Wednesday, April 11, 2018

'I CONFESS'........HITCH DOES THE FULL MONTY.......

I Confess  (1953)  There may be have  been no actor more unsuitable to work with Alfred Hitchcock than Montgomery Clift.......

              High strung, mercurial, an ultra nervous practitioner of deeply internalized Method acting, Clift couldn't ever fit in with Hitchcock's 'pure cinema' technique, in which he moved the actors around like chess pieces in a meticulous pre-planned strategy......

              Actors learned to work their way through the strict discipline of Hitchcock's pinpoint camerawork and editing. They'd manage to fit in their performances within the rigid structure of a film that Hitchcock had essentially made already.......in his head and on paper.

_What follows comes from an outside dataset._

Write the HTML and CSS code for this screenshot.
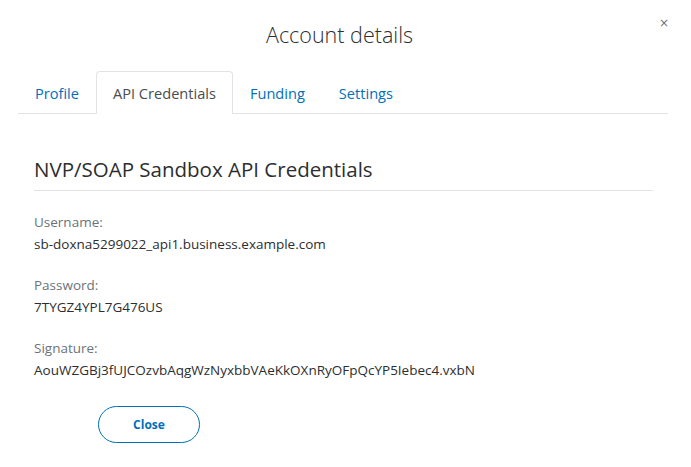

              So one could only imagine the oil-and-water mix that went on between ultimate craftsman Hitchcock and the Method-trained Clift, who needed to mentally feel his way through every nuance of his character..........a Canadian priest who hears an admission of murder in the confession booth.

              But here's the thing......why we regularly return to this movie......one of the forgotten, rarely examined movies in the Hitchcock canon.....

              We positively love Montgomery Clift in this.........even when the film itself goes wobbly and unbelievable in its plot structure, Clift's conflicted, morally tortured Father Logan holds us riveted.....

               Looking always like he's on the verge of a complete nervous breakdown, Clift's haunted expressions and deer-in-the-headlights eyes can literally magnetize you to the screen.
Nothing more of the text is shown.